On reste pantois devant certaines phrases : " je n'arrivais pas à comprendre pourquoi notre vie était un combat de tous les jours, alors que ceux qui vivaient des largesses du gouvernement s'offraient des délices dont je ne pouvais que rêver... parfois les puissants pensent aider les gens comme moi, mais ils ne les comprennent pas... Voici une liste non exhaustive de choses que j'ignorais en entrant à la Yale Law School : qu'il fallait porter un costume pour un entretien d'embauche... dans le meilleur des cas je suis une bombe à retardement - on ne peut me désamorcer qu'avec beaucoup de savoir-faire et de précision... être un hillbilly signifiait ne pas toujours connaître la différence entre l'amour et la guerre..." Alors oui, Hillbilly élégie explique peut-être la montée de Trump.

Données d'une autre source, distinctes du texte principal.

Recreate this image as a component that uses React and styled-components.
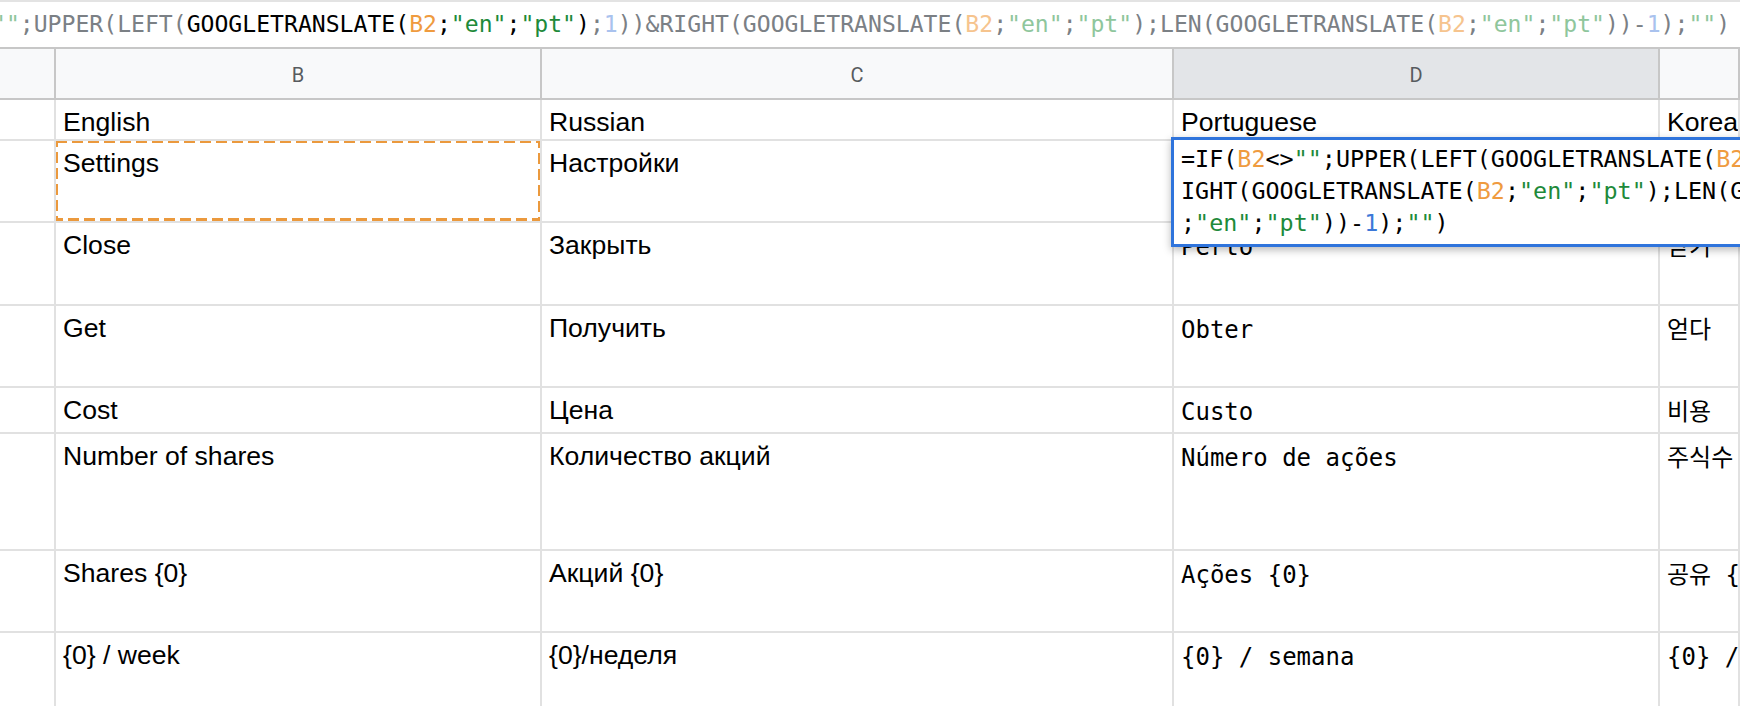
import React from 'react';
import styled, { createGlobalStyle } from 'styled-components';

// ─── Palette ──────────────────────────────────────────────────────────────────
const C = {
  k: '#000000',
  muted: '#7b8085',
  ref: '#ef9b3f',
  refFaded: '#f6c48e',
  str: '#1e8a3a',
  strFaded: '#8fc69c',
  num: '#3c78d8',
  numFaded: '#a9c2ee',
};

// ─── Data ─────────────────────────────────────────────────────────────────────
const columns = [
  { key: 'A', width: 56 },
  { key: 'B', width: 486, label: 'B' },
  { key: 'C', width: 632, label: 'C' },
  { key: 'D', width: 486, label: 'D', active: true },
  { key: 'E', width: 0 },
];

const rowHeights = [41, 82, 83, 82, 46, 117, 82, 82];

const rows = [
  ['English', 'Russian', 'Portuguese', 'Korean'],
  ['Settings', 'Настройки', 'Configurações', '설정'],
  ['Close', 'Закрыть', 'Perto', '닫기'],
  ['Get', 'Получить', 'Obter', '얻다'],
  ['Cost', 'Цена', 'Custo', '비용'],
  ['Number of shares', 'Количество акций', 'Número de ações', '주식수'],
  ['Shares {0}', 'Акций {0}', 'Ações {0}', '공유 {0}'],
  ['{0} / week', '{0}/неделя', '{0} / semana', '{0} / 주'],
];

// formula bar, scrolled so that "=IF(B2<>" is out of view
const barTokens = [
  ['""', C.strFaded], [';UPPER(LEFT(', C.muted], ['GOOGLETRANSLATE(', C.k], ['B2', C.ref],
  [';', C.k], ['"en"', C.str], [';', C.k], ['"pt"', C.str], [')', C.k], [';', C.muted],
  ['1', C.numFaded], ['))&RIGHT(GOOGLETRANSLATE(', C.muted], ['B2', C.refFaded], [';', C.muted],
  ['"en"', C.strFaded], [';', C.muted], ['"pt"', C.strFaded], [');LEN(GOOGLETRANSLATE(', C.muted],
  ['B2', C.refFaded], [';', C.muted], ['"en"', C.strFaded], [';', C.muted], ['"pt"', C.strFaded],
  ['))-', C.muted], ['1', C.numFaded], [');', C.muted], ['""', C.strFaded], [')', C.muted],
];

const editorLines = [
  [['=IF(', C.k], ['B2', C.ref], ['<>', C.k], ['""', C.str], [';UPPER(LEFT(GOOGLETRANSLATE(', C.k],
    ['B2', C.ref], [';', C.k], ['"en"', C.str], [';', C.k], ['"pt"', C.str], [');', C.k], ['1', C.num], ['))&R', C.k]],
  [['IGHT(GOOGLETRANSLATE(', C.k], ['B2', C.ref], [';', C.k], ['"en"', C.str], [';', C.k], ['"pt"', C.str],
    [');LEN(GOOGLETRANSLATE(', C.k], ['B2', C.ref]],
  [[';', C.k], ['"en"', C.str], [';', C.k], ['"pt"', C.str], ['))-', C.k], ['1', C.num], [');', C.k],
    ['""', C.str], [')', C.k]],
];

// ─── Styled components ────────────────────────────────────────────────────────
const GlobalStyle = createGlobalStyle`
  html, body { margin: 0; padding: 0; background: #ffffff; }
  body { overflow: hidden; }
`;

const Page = styled.div`
  position: relative;
  width: 1740px;
  height: 706px;
  overflow: hidden;
  background: #ffffff;
  display: flex;
  flex-direction: column;
`;

const FormulaBar = styled.div`
  flex: 0 0 49px;
  box-sizing: border-box;
  border-top: 2px solid #e3e3e3;
  border-bottom: 2px solid #c7c7c7;
  display: flex;
  align-items: center;
  overflow: hidden;
  white-space: pre;
  font-family: "DejaVu Sans Mono", "Liberation Mono", monospace;
  font-size: 23.1px;
  padding-bottom: 1px;
`;

const BarText = styled.div`
  margin-left: -8px;
`;

const Tok = styled.span`
  color: ${({ $c }) => $c};
`;

const Sheet = styled.div`
  display: grid;
  grid-template-columns: ${columns.map((c) => (c.width ? `${c.width}px` : '1fr')).join(' ')};
  grid-template-rows: 51px ${rowHeights.map((h) => `${h}px`).join(' ')};
`;

const ColHeader = styled.div`
  box-sizing: border-box;
  background: ${({ $active }) => ($active ? '#e3e5e8' : '#f8f9fa')};
  border-right: 2px solid #c7c7c7;
  border-bottom: 2px solid #c7c7c7;
  display: flex;
  align-items: center;
  justify-content: center;
  font-family: Roboto, "Liberation Sans", sans-serif;
  font-size: 20px;
  color: #575b5f;
  padding-top: 2px;
`;

const RowHeader = styled.div`
  box-sizing: border-box;
  background: #ffffff;
  border-right: 2px solid #e1e1e1;
  border-bottom: 2px solid #e1e1e1;
`;

const Cell = styled.div`
  position: relative;
  box-sizing: border-box;
  border-right: 2px solid #e1e1e1;
  border-bottom: 2px solid #e1e1e1;
  padding: ${({ $mono }) => ($mono ? '9px 7px 0' : '7px 7px 0')};
  white-space: nowrap;
  overflow: hidden;
  color: #000000;
  font-family: ${({ $mono }) =>
    $mono
      ? '"DejaVu Sans Mono", "Liberation Mono", "Noto Sans CJK KR", monospace'
      : '"Liberation Sans", Arial, "Noto Sans CJK KR", sans-serif'};
  font-size: ${({ $mono }) => ($mono ? '24px' : '26.6px')};
  line-height: 30px;
`;

const Marquee = styled.svg`
  position: absolute;
  left: -2px;
  top: -2px;
  width: 488px;
  height: 83px;
  pointer-events: none;
`;

const Editor = styled.div`
  position: absolute;
  left: 1171px;
  top: 137px;
  width: 860px;
  box-sizing: border-box;
  background: #ffffff;
  border: 3px solid #2f74dc;
  box-shadow: 0 3px 8px rgba(0, 0, 0, 0.28);
  padding: 3px 7px 5px;
  font-family: "DejaVu Sans Mono", "Liberation Mono", monospace;
  font-size: 23.4px;
  line-height: 32px;
  white-space: pre;
`;

const EditorLine = styled.div``;

// ─── Component ────────────────────────────────────────────────────────────────
const Tokens = ({ list }) =>
  list.map(([t, c], i) => (
    <Tok key={i} $c={c}>
      {t}
    </Tok>
  ));

export default function App() {
  return (
    <>
      <GlobalStyle />
      <Page>
        <FormulaBar>
          <BarText>
            <Tokens list={barTokens} />
          </BarText>
        </FormulaBar>

        <Sheet>
          {columns.map((c) => (
            <ColHeader key={c.key} $active={c.active}>
              {c.label}
            </ColHeader>
          ))}

          {rows.map((r, ri) => (
            <React.Fragment key={ri}>
              <RowHeader />
              {r.map((v, ci) => (
                <Cell key={ci} $mono={ri > 0 && ci >= 2}>
                  {v}
                  {ri === 1 && ci === 0 && (
                    <Marquee viewBox="0 0 488 83">
                      <rect
                        x="2"
                        y="2"
                        width="484"
                        height="79"
                        fill="none"
                        stroke="#eb993d"
                        strokeWidth="4"
                        strokeDasharray="11 5"
                      />
                    </Marquee>
                  )}
                </Cell>
              ))}
            </React.Fragment>
          ))}
        </Sheet>

        <Editor>
          {editorLines.map((l, i) => (
            <EditorLine key={i}>
              <Tokens list={l} />
            </EditorLine>
          ))}
        </Editor>
      </Page>
    </>
  );
}
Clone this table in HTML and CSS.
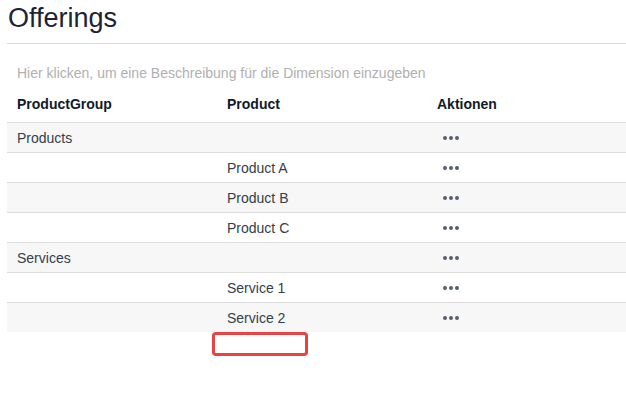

C'est un éclairage sur cette population démocrate passée aux Républicains, mais franchement, la politique n'est pas le sujet, il y a juste quelques passages sur ces mesures comme la section 8 ou les bons alimentaires détournés. Pire, lorsque les politiques tentent de mettre une frein aux crédits à la consommation, fameux prêts ) 20% ou plus d'intérêts, véritable fléau du surendettement, l'auteur, lui, s'insurge, expliquant son cas, qui n'est pas vraiment exemplaire... La politique dans son sens large n'est donc pas du tout au coeur du livre. Le sujet c'est JD Vance. Derrière une pseudo étude sociologique, une bonne dose d'égocentrisme.
Hillbilly élégie, (trad. Vincent Raynaud), ed. Globe, 280 pages, 22 euros.